Capacity building is another vital component of the joint efforts made by IMO and IHO to support our common objectives. Development of hydrographic surveying and nautical charting capability is of fundamental importance and we have been delivering joint capacity-building activities over many years.
I firmly believe that helping states achieve the capacity required to participate effectively in maritime activities makes an important contribution towards the sustainable maritime transport system that we are all striving to realise.
Looking further afield, one of the most significant areas in which IMO and IHO share a common objective is in our support of the Sustainable Development Goals. These 17 goals, adopted in 2015, have been hailed as the mechanism to transform our world – ending poverty, reducing inequality and tackling climate change; building a better world in which no-one gets left behind. There can be few more noble yet ambitious objectives.
A sustainable shipping industry will be essential for the delivery of almost all of the 17 individual goals. But, for IMO and IHO, Goal 14 – to conserve and sustainably use the oceans, seas and marine resources for sustainable development – has a particular resonance.
As I mentioned a few moments ago, hydrography and the detailed knowledge of the shape and depth of the seafloor underpin the proper, safe, sustainable and cost-effective use of the world’s seas, oceans and waterways. The work of hydrographers, whether in support of navigational safety, protection of the marine environment, coastal zone management, defence and security, resource exploration, or any other component of the blue economy, makes a valuable contribution to the delivery of SGD 14.

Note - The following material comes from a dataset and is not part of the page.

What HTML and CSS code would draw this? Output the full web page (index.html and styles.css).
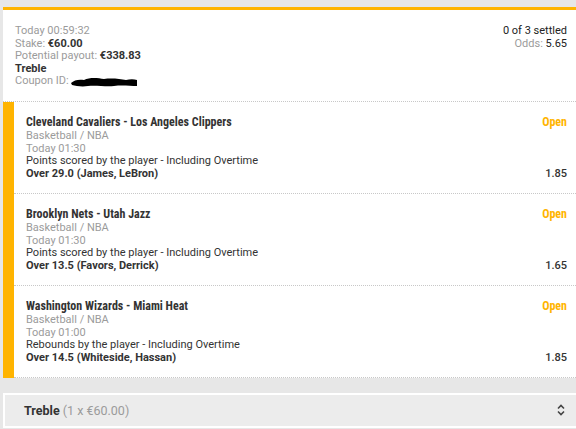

The IHO, or its predecessor, the IHB, is nearly 100 years old – indeed, international cooperation in the field of hydrography goes back as far as the 19th century. But everything I have said so far only serves to emphasise how important and relevant IHO is today – and will continue to be, as we move into a future driven by the potential of digital technology.
I wish you a successful and fruitful first IHO Assembly, and I look forward to our joint efforts growing and strengthening in the years to come.